Luck, Wisconsin (the name alone is worth stopping for) sits in Polk County south of the main northwoods tourism corridor and offers good lake access, local character, and proximity to the St. Croix National Scenic Riverway. The Apple River puts-in are popular for tubing; the surrounding lakes are productive and uncrowded. It's 80 miles from Minneapolis — a straightforward Friday afternoon drive.

The Namekagon River: Wisconsin's Most Overlooked Wild River

The Namekagon is a federally designated Wild and Scenic River from Lake Namekagon south to the St. Croix confluence — over 100 miles of clean, cold, sand-bottom river running through publicly protected corridor. Most visitors to northern Wisconsin drive over it on Highway 63 or 53 without registering what's below them. They're crossing one of the finest canoe and kayak rivers in the Midwest.

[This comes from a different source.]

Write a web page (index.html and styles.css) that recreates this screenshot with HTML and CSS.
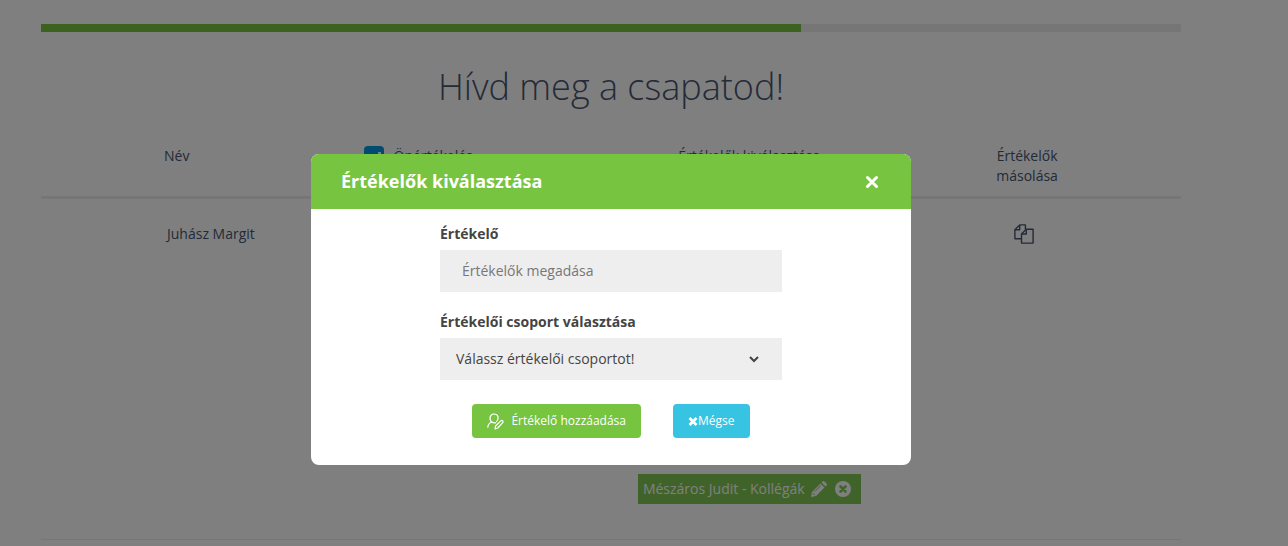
FILE: index.html
```html
<!DOCTYPE html>
<html lang="hu">
<head>
    <meta charset="UTF-8">
    <meta name="viewport" content="width=device-width, initial-scale=1.0">
    <title>Hívd meg a csapatod!</title>
    <link rel="stylesheet" href="styles.css">
</head>
<body>
    <main class="container">
        <div class="progress">
            <div class="progress-bar" style="width: 66.66%"></div>
        </div>

        <h1>Hívd meg a csapatod!</h1>

        <table class="team">
            <thead>
                <tr>
                    <th class="col-name">Név</th>
                    <th class="col-self">
                        <label class="check">
                            <input type="checkbox" checked>
                            Önértékelés
                        </label>
                    </th>
                    <th class="col-raters">Értékelők kiválasztása</th>
                    <th class="col-copy">Értékelők<br>másolása</th>
                </tr>
            </thead>
            <tbody>
                <tr>
                    <td class="col-name member">Juhász Margit</td>
                    <td class="col-self"></td>
                    <td class="col-raters">
                        <div class="tag">
                            <span>Mészáros Judit - Kollégák</span>
                            <button type="button" class="icon-btn" aria-label="Szerkesztés">
                                <svg width="16" height="16" viewBox="0 0 16 16" fill="currentColor">
                                    <path d="M0 16l1-5L9.500 2.500l4 4L5 15zM10.500 1.500L11.500.5q1-1 2 0l2 2q1 1 0 2l-1 1z"/>
                                    <path d="M1.800 12.200l2 2M3.800 10.500l6-6" stroke="#7fc750" stroke-width="1" fill="none"/>
                                </svg>
                            </button>
                            <button type="button" class="icon-btn" aria-label="Törlés">
                                <svg width="16" height="16" viewBox="0 0 16 16">
                                    <circle cx="8" cy="8" r="8" fill="currentColor"/>
                                    <path d="M5.500 5.500l5 5M10.500 5.500l-5 5" stroke="#7fc750" stroke-width="2.600" stroke-linecap="round"/>
                                </svg>
                            </button>
                        </div>
                    </td>
                    <td class="col-copy">
                        <button type="button" class="icon-btn" aria-label="Másolás">
                            <svg width="20" height="20" viewBox="0 0 20 20" fill="none" stroke="currentColor" stroke-width="1.400" stroke-linejoin="round">
                                <path d="M7.500 14.700H.9V5.700L5.700.9h5.700v4.500"/>
                                <path d="M5.700.9v4.800H.9"/>
                                <path d="M12.300 5.300h6.800v13.800H7.500V10z"/>
                                <path d="M12.300 5.300V10H7.500"/>
                            </svg>
                        </button>
                    </td>
                </tr>
            </tbody>
        </table>
    </main>

    <div class="overlay">
        <div class="modal" role="dialog" aria-labelledby="modal-title">
            <div class="modal-header">
                <h2 id="modal-title">Értékelők kiválasztása</h2>
                <button type="button" class="icon-btn" aria-label="Bezárás">
                    <svg width="14" height="14" viewBox="0 0 14 14" fill="none" stroke="currentColor" stroke-width="3" stroke-linecap="round">
                        <path d="M2.500 3.500l9 9M11.500 3.500l-9 9"/>
                    </svg>
                </button>
            </div>
            <form class="modal-body">
                <div class="field">
                    <label for="rater">Értékelő</label>
                    <input type="text" id="rater" placeholder="Értékelők megadása">
                </div>
                <div class="field">
                    <label for="group">Értékelői csoport választása</label>
                    <div class="select">
                        <select id="group">
                            <option>Válassz értékelői csoportot!</option>
                        </select>
                        <svg class="chevron" width="10" height="8" viewBox="0 0 10 8" fill="none" stroke="currentColor" stroke-width="2">
                            <path d="M1 2l4 4 4-4"/>
                        </svg>
                    </div>
                </div>
                <div class="actions">
                    <button type="button" class="btn btn-add">
                        <svg width="17" height="17" viewBox="0 0 17 17" fill="none" stroke="currentColor" stroke-width="1.200" stroke-linecap="round" stroke-linejoin="round">
                            <path d="M4.800 9C1.800 6.500 2.600 1 7 1s5.400 4.800 2.600 7.600"/>
                            <path d="M4.800 9C2.500 9.800 1 11.500.8 14.200M4.800 9c1.200.9 2.600 1.100 3.800.8"/>
                            <path d="M8 16l.6-3 5.200-5.200q1-.8 1.900 0 .8 1 0 1.900L10.700 15z"/>
                        </svg>
                        Értékelő hozzáadása
                    </button>
                    <button type="button" class="btn btn-cancel">
                        <svg width="10" height="9" viewBox="0 0 10 9" fill="none" stroke="currentColor" stroke-width="2.800">
                            <path d="M1.500 1l7 7M8.500 1l-7 7"/>
                        </svg>
                        Mégse
                    </button>
                </div>
            </form>
        </div>
    </div>
</body>
</html>
```

FILE: styles.css
```css
* {
    box-sizing: border-box;
}

body {
    margin: 0;
    padding-right: 66px;
    font-family: "Open Sans", sans-serif;
    font-size: 14px;
    line-height: 20px;
    color: #475670;
    background-color: #fff;
}

button, input, select {
    font: inherit;
    color: inherit;
}

.container {
    max-width: 1140px;
    margin: 0 auto;
    padding-top: 24px;
}

.progress {
    height: 8px;
    background-color: #ececec;
}

.progress-bar {
    height: 100%;
    background-color: #76c43f;
}

h1 {
    margin: 30px 0 34px;
    font-size: 36px;
    line-height: 50px;
    font-weight: 300;
    text-align: center;
}

.team {
    width: 100%;
    table-layout: fixed;
    border-collapse: collapse;
}

.team th {
    height: 51px;
    padding: 0 0 9px;
    font-weight: 400;
    vertical-align: top;
    border-bottom: 3px solid #ececec;
}

.team td {
    height: 342px;
    padding: 25px 0 35px;
    vertical-align: top;
    border-bottom: 1px solid #ececec;
}

.team .col-name {
    width: 24%;
    padding-left: 123px;
    text-align: left;
}

.team .member {
    padding-left: 126px;
}

.team .col-self {
    width: 27%;
    padding-left: 49px;
    text-align: left;
}

.team .col-raters {
    width: 22%;
    padding-left: 3px;
    text-align: center;
}

.team td.col-raters {
    vertical-align: bottom;
}

.team .col-copy {
    width: 27%;
    text-align: center;
}

.team td.col-copy {
    padding-right: 6px;
}

.check {
    display: flex;
    align-items: center;
    gap: 10px;
}

.check input {
    appearance: none;
    width: 20px;
    height: 20px;
    margin: 0;
    border-radius: 4px;
    background: #0098e0 linear-gradient(#fff, #fff) 14px 6px / 3px 3px no-repeat;
}

.icon-btn {
    display: inline-flex;
    padding: 0;
    border: 0;
    background: none;
    cursor: pointer;
}

.tag {
    display: inline-flex;
    align-items: center;
    gap: 8px;
    height: 30px;
    padding: 0 10px 0 5px;
    color: #fff;
    background-color: #7fc750;
    white-space: nowrap;
}

.tag span {
    margin-right: -2px;
}

.overlay {
    position: fixed;
    inset: 0;
    display: flex;
    justify-content: center;
    align-items: flex-start;
    padding: 154px 66px 0 0;
    background-color: rgba(0, 0, 0, .5);
}

.modal {
    width: 600px;
    border-radius: 8px;
    overflow: hidden;
    color: #444;
    background-color: #fff;
}

.modal-header {
    display: flex;
    justify-content: space-between;
    align-items: center;
    height: 55px;
    padding: 0 32px 2px 30px;
    color: #fff;
    background-color: #76c43f;
}

.modal-header h2 {
    margin: 0;
    font-size: 18px;
    line-height: 24px;
    font-weight: 700;
}

.modal-body {
    width: 342px;
    margin: 0 auto;
    padding: 15px 0 27px;
}

.field {
    margin-bottom: 20px;
}

.field label {
    display: block;
    margin-bottom: 6px;
    font-weight: 700;
}

.field input,
.field select {
    display: block;
    width: 100%;
    height: 42px;
    border: 0;
    border-radius: 0;
    background-color: #eee;
}

.field input {
    padding: 0 22px 2px;
}

.field input::placeholder {
    color: #777;
}

.field select {
    appearance: none;
    padding: 0 16px;
}

.select {
    position: relative;
}

.chevron {
    position: absolute;
    top: 17px;
    right: 23px;
    pointer-events: none;
}

.actions {
    display: flex;
    justify-content: center;
    gap: 32px;
    padding-top: 4px;
}

.btn {
    display: flex;
    align-items: center;
    height: 34px;
    padding: 0 15px;
    border: 0;
    border-radius: 4px;
    font-size: 12px;
    color: #fff;
    white-space: nowrap;
    cursor: pointer;
}

.btn-add {
    gap: 7px;
    background-color: #76c43f;
}

.btn-cancel {
    background-color: #36c4e2;
}
```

Access is at multiple points: Trego, Riverside Landing, Leonards, and others marked on the NPS St. Croix National Scenic Riverway maps. The river holds smallmouth bass, walleye, and northern pike in its lower sections, and wild brown trout in the upper reaches near Lake Namekagon. The canoe camping sites are managed by the National Park Service and are among the finest in the upper Midwest.

Hidden Gems FAQ

What are the hidden gems in northern Wisconsin?
The most consistently rewarding hidden gems are in the lake country of Burnett and Washburn Counties — specifically the smaller lakes (under 400 acres) with single DNR landings and minimal development. Towns like Webster, Trego, and Birchwood have authentic northwoods character without the tourist overlay. The Namekagon River is the most underappreciated Wild and Scenic River in Wisconsin.
Where do locals vacation in Wisconsin?
Wisconsin locals with lake access use family cabins on smaller, lesser-known lakes in Burnett, Washburn, Rusk, and Price Counties. They fish the rivers (Namekagon, Yellow, Flambeau, Chippewa) that out-of-state visitors ignore. They eat at supper clubs on county roads without highway signage. And they avoid the Hayward and Minocqua corridors in July and August for the same reasons any experienced traveler avoids overrun destinations.
What is the most underrated area of Wisconsin?
Burnett County is the most underrated lake county in Wisconsin — 214 named lakes, the Namekagon River, Crex Meadows Wildlife Area, and lake prices that run 20–30% below Vilas County for comparable properties. The county doesn't have a significant tourism marketing budget, which is precisely why it remains as good as it is. The northwest corner of the state generally — Burnett, Polk, and Washburn Counties — delivers northwoods quality without northwoods prices.